### Data block
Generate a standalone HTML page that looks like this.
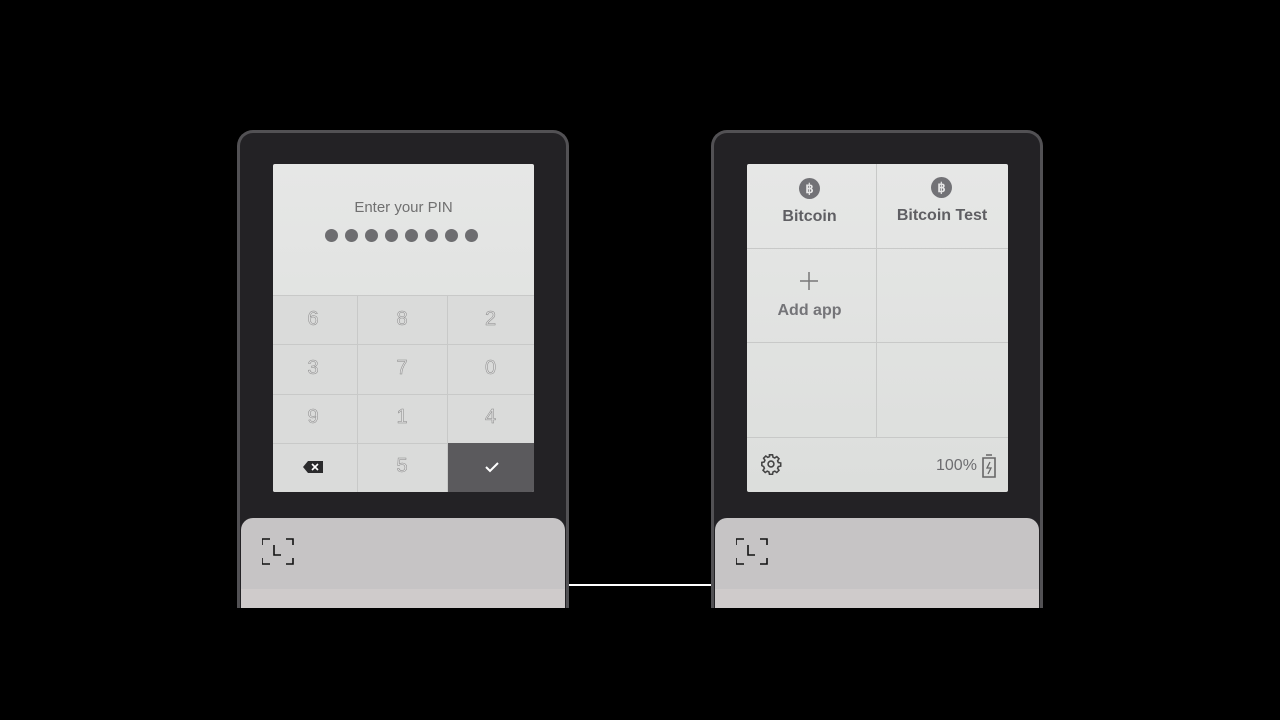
<!DOCTYPE html>
<html><head><style>
*{margin:0;padding:0;box-sizing:border-box}
body{width:1280px;height:720px;background:#000;position:relative;overflow:hidden;font-family:"Liberation Sans",sans-serif}
.dev{position:absolute;top:130px;width:332px;height:478px;background:#232225;border:3px solid #525154;border-bottom:none;border-radius:16px 16px 0 0}
.scr{position:absolute;top:164px;width:261px;height:328px;background:linear-gradient(180deg,#e6e7e6,#dcdedc);border-radius:2px;overflow:hidden}
.pad{position:absolute;top:518px;width:324px;height:90px;background:#c6c4c5;border-radius:12px 12px 0 0}
.pad .low{position:absolute;left:0;right:0;top:71px;bottom:0;background:#cfcbcb}
.abs{position:absolute}
.k{position:absolute;font-size:20px;text-align:center;-webkit-text-stroke:0.5px #8a8a8a;color:#ddd}
.lnh{position:absolute;height:1px;background:#c8c9c8}
.lnv{position:absolute;width:1px;background:#c8c9c8}
</style></head><body>
<div class="abs" style="left:560px;top:584px;width:160px;height:2px;background:#fff"></div>

<div class="dev" style="left:237px"></div>
<div class="scr" style="left:273px">
 <div class="abs" style="left:0;width:261px;top:35px;text-align:center;font-size:15px;color:#707070">Enter your PIN</div>
 <div class="abs" style="left:52px;top:65px;display:flex;gap:7px">
  <i style="width:13px;height:13px;border-radius:50%;background:#6d6d70;display:block"></i><i style="width:13px;height:13px;border-radius:50%;background:#6d6d70;display:block"></i><i style="width:13px;height:13px;border-radius:50%;background:#6d6d70;display:block"></i><i style="width:13px;height:13px;border-radius:50%;background:#6d6d70;display:block"></i><i style="width:13px;height:13px;border-radius:50%;background:#6d6d70;display:block"></i><i style="width:13px;height:13px;border-radius:50%;background:#6d6d70;display:block"></i><i style="width:13px;height:13px;border-radius:50%;background:#6d6d70;display:block"></i><i style="width:13px;height:13px;border-radius:50%;background:#6d6d70;display:block"></i>
 </div>
 <div class="abs" style="left:0;top:131px;width:261px;height:197px;background:#dadbda"></div>
 <div class="lnh" style="left:0;width:261px;top:131px"></div>
 <div class="lnh" style="left:0;width:261px;top:180px"></div>
 <div class="lnh" style="left:0;width:261px;top:230px"></div>
 <div class="lnh" style="left:0;width:261px;top:279px"></div>
 <div class="lnv" style="left:84px;top:131px;height:197px"></div>
 <div class="lnv" style="left:174px;top:131px;height:197px"></div>
 <div class="abs" style="left:175px;top:279px;width:86px;height:49px;background:#5b5a5d"></div>
 <div class="k" style="left:0;width:80px;top:144px">6</div>
 <div class="k" style="left:84px;width:90px;top:144px">8</div>
 <div class="k" style="left:174px;width:87px;top:144px">2</div>
 <div class="k" style="left:0;width:80px;top:193px">3</div>
 <div class="k" style="left:84px;width:90px;top:193px">7</div>
 <div class="k" style="left:174px;width:87px;top:193px">0</div>
 <div class="k" style="left:0;width:80px;top:242px">9</div>
 <div class="k" style="left:84px;width:90px;top:242px">1</div>
 <div class="k" style="left:174px;width:87px;top:242px">4</div>
 <div class="k" style="left:84px;width:90px;top:291px">5</div>
 <svg class="abs" style="left:30px;top:297px" width="20" height="12" viewBox="0 0 20 12"><path d="M5 0H20V12H5L0 6Z" fill="#2a2a2c"/><path d="M9 3L15 9M15 3L9 9" stroke="#fff" stroke-width="1.6"/></svg>
 <svg class="abs" style="left:211px;top:297px" width="16" height="12" viewBox="0 0 16 12"><path d="M2 6L6 10L14 2" stroke="#fff" stroke-width="2" fill="none"/></svg>
</div>
<div class="pad" style="left:241px"><div class="low"></div>
 <svg class="abs" style="left:21px;top:20px" width="32" height="27" viewBox="0 0 32 27" fill="none" stroke="#111" stroke-width="1.6"><path d="M0 7V1H8M24 1H31V7M0 20V26H8M24 26H31V20M12 7V17H19"/></svg>
</div>

<div class="dev" style="left:711px"></div>
<div class="scr" style="left:747px">
 <div class="lnh" style="left:0;width:261px;top:84px"></div>
 <div class="lnh" style="left:0;width:261px;top:178px"></div>
 <div class="lnh" style="left:0;width:261px;top:273px"></div>
 <div class="lnv" style="left:129px;top:0;height:273px"></div>
 <div class="abs" style="left:52px;top:14px;width:21px;height:21px;border-radius:50%;background:#727276;color:#e6e6e6;font-size:13px;font-weight:bold;text-align:center;line-height:21px">฿</div>
 <div class="abs" style="left:184px;top:13px;width:21px;height:21px;border-radius:50%;background:#727276;color:#e6e6e6;font-size:13px;font-weight:bold;text-align:center;line-height:21px">฿</div>
 <div class="abs" style="left:0;width:125px;top:44px;text-align:center;font-size:16px;font-weight:bold;color:#5f5f63">Bitcoin</div>
 <div class="abs" style="left:129px;width:132px;top:43px;text-align:center;font-size:16px;font-weight:bold;color:#5f5f63">Bitcoin Test</div>
 <svg class="abs" style="left:52px;top:107px" width="20" height="20"><path d="M10 1V19M1 10H19" stroke="#777" stroke-width="1.5"/></svg>
 <div class="abs" style="left:0;width:125px;top:138px;text-align:center;font-size:16px;font-weight:bold;color:#747478">Add app</div>
 <svg class="abs" style="left:13px;top:289px" width="22" height="22" viewBox="0 0 24 24" fill="none" stroke="#444" stroke-width="1.7"><circle cx="12" cy="12" r="3.2"/><path d="M10.3 2h3.4l.5 2.6 1.9.8 2.2-1.5 2.4 2.4-1.5 2.2.8 1.9 2.6.5v3.4l-2.6.5-.8 1.9 1.5 2.2-2.4 2.4-2.2-1.5-1.9.8-.5 2.6h-3.4l-.5-2.6-1.9-.8-2.2 1.5-2.4-2.4 1.5-2.2-.8-1.9L2 13.7v-3.4l2.6-.5.8-1.9-1.5-2.2 2.4-2.4 2.2 1.5 1.9-.8z"/></svg>
 <div class="abs" style="left:189px;top:293px;font-size:16px;color:#6d6d70">100%</div>
 <svg class="abs" style="left:234px;top:290px" width="16" height="24" viewBox="0 0 16 24" fill="none" stroke="#666" stroke-width="1.6"><path d="M5 1H11M2 4H14V23H2Z"/><path d="M9 8L6 14H10L7 20" stroke-width="1.3"/></svg>
</div>
<div class="pad" style="left:715px"><div class="low"></div>
 <svg class="abs" style="left:21px;top:20px" width="32" height="27" viewBox="0 0 32 27" fill="none" stroke="#111" stroke-width="1.6"><path d="M0 7V1H8M24 1H31V7M0 20V26H8M24 26H31V20M12 7V17H19"/></svg>
</div>
</body></html>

### Problem statement
Write out every line above exactly as it is, leaving out the pictures.

### The output
Generate a standalone HTML page that looks like this.
<!DOCTYPE html>
<html><head><style>
*{margin:0;padding:0;box-sizing:border-box}
body{width:1280px;height:720px;background:#000;position:relative;overflow:hidden;font-family:"Liberation Sans",sans-serif}
.dev{position:absolute;top:130px;width:332px;height:478px;background:#232225;border:3px solid #525154;border-bottom:none;border-radius:16px 16px 0 0}
.scr{position:absolute;top:164px;width:261px;height:328px;background:linear-gradient(180deg,#e6e7e6,#dcdedc);border-radius:2px;overflow:hidden}
.pad{position:absolute;top:518px;width:324px;height:90px;background:#c6c4c5;border-radius:12px 12px 0 0}
.pad .low{position:absolute;left:0;right:0;top:71px;bottom:0;background:#cfcbcb}
.abs{position:absolute}
.k{position:absolute;font-size:20px;text-align:center;-webkit-text-stroke:0.5px #8a8a8a;color:#ddd}
.lnh{position:absolute;height:1px;background:#c8c9c8}
.lnv{position:absolute;width:1px;background:#c8c9c8}
</style></head><body>
<div class="abs" style="left:560px;top:584px;width:160px;height:2px;background:#fff"></div>

<div class="dev" style="left:237px"></div>
<div class="scr" style="left:273px">
 <div class="abs" style="left:0;width:261px;top:35px;text-align:center;font-size:15px;color:#707070">Enter your PIN</div>
 <div class="abs" style="left:52px;top:65px;display:flex;gap:7px">
  <i style="width:13px;height:13px;border-radius:50%;background:#6d6d70;display:block"></i><i style="width:13px;height:13px;border-radius:50%;background:#6d6d70;display:block"></i><i style="width:13px;height:13px;border-radius:50%;background:#6d6d70;display:block"></i><i style="width:13px;height:13px;border-radius:50%;background:#6d6d70;display:block"></i><i style="width:13px;height:13px;border-radius:50%;background:#6d6d70;display:block"></i><i style="width:13px;height:13px;border-radius:50%;background:#6d6d70;display:block"></i><i style="width:13px;height:13px;border-radius:50%;background:#6d6d70;display:block"></i><i style="width:13px;height:13px;border-radius:50%;background:#6d6d70;display:block"></i>
 </div>
 <div class="abs" style="left:0;top:131px;width:261px;height:197px;background:#dadbda"></div>
 <div class="lnh" style="left:0;width:261px;top:131px"></div>
 <div class="lnh" style="left:0;width:261px;top:180px"></div>
 <div class="lnh" style="left:0;width:261px;top:230px"></div>
 <div class="lnh" style="left:0;width:261px;top:279px"></div>
 <div class="lnv" style="left:84px;top:131px;height:197px"></div>
 <div class="lnv" style="left:174px;top:131px;height:197px"></div>
 <div class="abs" style="left:175px;top:279px;width:86px;height:49px;background:#5b5a5d"></div>
 <div class="k" style="left:0;width:80px;top:144px">6</div>
 <div class="k" style="left:84px;width:90px;top:144px">8</div>
 <div class="k" style="left:174px;width:87px;top:144px">2</div>
 <div class="k" style="left:0;width:80px;top:193px">3</div>
 <div class="k" style="left:84px;width:90px;top:193px">7</div>
 <div class="k" style="left:174px;width:87px;top:193px">0</div>
 <div class="k" style="left:0;width:80px;top:242px">9</div>
 <div class="k" style="left:84px;width:90px;top:242px">1</div>
 <div class="k" style="left:174px;width:87px;top:242px">4</div>
 <div class="k" style="left:84px;width:90px;top:291px">5</div>
 <svg class="abs" style="left:30px;top:297px" width="20" height="12" viewBox="0 0 20 12"><path d="M5 0H20V12H5L0 6Z" fill="#2a2a2c"/><path d="M9 3L15 9M15 3L9 9" stroke="#fff" stroke-width="1.6"/></svg>
 <svg class="abs" style="left:211px;top:297px" width="16" height="12" viewBox="0 0 16 12"><path d="M2 6L6 10L14 2" stroke="#fff" stroke-width="2" fill="none"/></svg>
</div>
<div class="pad" style="left:241px"><div class="low"></div>
 <svg class="abs" style="left:21px;top:20px" width="32" height="27" viewBox="0 0 32 27" fill="none" stroke="#111" stroke-width="1.6"><path d="M0 7V1H8M24 1H31V7M0 20V26H8M24 26H31V20M12 7V17H19"/></svg>
</div>

<div class="dev" style="left:711px"></div>
<div class="scr" style="left:747px">
 <div class="lnh" style="left:0;width:261px;top:84px"></div>
 <div class="lnh" style="left:0;width:261px;top:178px"></div>
 <div class="lnh" style="left:0;width:261px;top:273px"></div>
 <div class="lnv" style="left:129px;top:0;height:273px"></div>
 <div class="abs" style="left:52px;top:14px;width:21px;height:21px;border-radius:50%;background:#727276;color:#e6e6e6;font-size:13px;font-weight:bold;text-align:center;line-height:21px">฿</div>
 <div class="abs" style="left:184px;top:13px;width:21px;height:21px;border-radius:50%;background:#727276;color:#e6e6e6;font-size:13px;font-weight:bold;text-align:center;line-height:21px">฿</div>
 <div class="abs" style="left:0;width:125px;top:44px;text-align:center;font-size:16px;font-weight:bold;color:#5f5f63">Bitcoin</div>
 <div class="abs" style="left:129px;width:132px;top:43px;text-align:center;font-size:16px;font-weight:bold;color:#5f5f63">Bitcoin Test</div>
 <svg class="abs" style="left:52px;top:107px" width="20" height="20"><path d="M10 1V19M1 10H19" stroke="#777" stroke-width="1.5"/></svg>
 <div class="abs" style="left:0;width:125px;top:138px;text-align:center;font-size:16px;font-weight:bold;color:#747478">Add app</div>
 <svg class="abs" style="left:13px;top:289px" width="22" height="22" viewBox="0 0 24 24" fill="none" stroke="#444" stroke-width="1.7"><circle cx="12" cy="12" r="3.2"/><path d="M10.3 2h3.4l.5 2.6 1.9.8 2.2-1.5 2.4 2.4-1.5 2.2.8 1.9 2.6.5v3.4l-2.6.5-.8 1.9 1.5 2.2-2.4 2.4-2.2-1.5-1.9.8-.5 2.6h-3.4l-.5-2.6-1.9-.8-2.2 1.5-2.4-2.4 1.5-2.2-.8-1.9L2 13.7v-3.4l2.6-.5.8-1.9-1.5-2.2 2.4-2.4 2.2 1.5 1.9-.8z"/></svg>
 <div class="abs" style="left:189px;top:293px;font-size:16px;color:#6d6d70">100%</div>
 <svg class="abs" style="left:234px;top:290px" width="16" height="24" viewBox="0 0 16 24" fill="none" stroke="#666" stroke-width="1.6"><path d="M5 1H11M2 4H14V23H2Z"/><path d="M9 8L6 14H10L7 20" stroke-width="1.3"/></svg>
</div>
<div class="pad" style="left:715px"><div class="low"></div>
 <svg class="abs" style="left:21px;top:20px" width="32" height="27" viewBox="0 0 32 27" fill="none" stroke="#111" stroke-width="1.6"><path d="M0 7V1H8M24 1H31V7M0 20V26H8M24 26H31V20M12 7V17H19"/></svg>
</div>
</body></html>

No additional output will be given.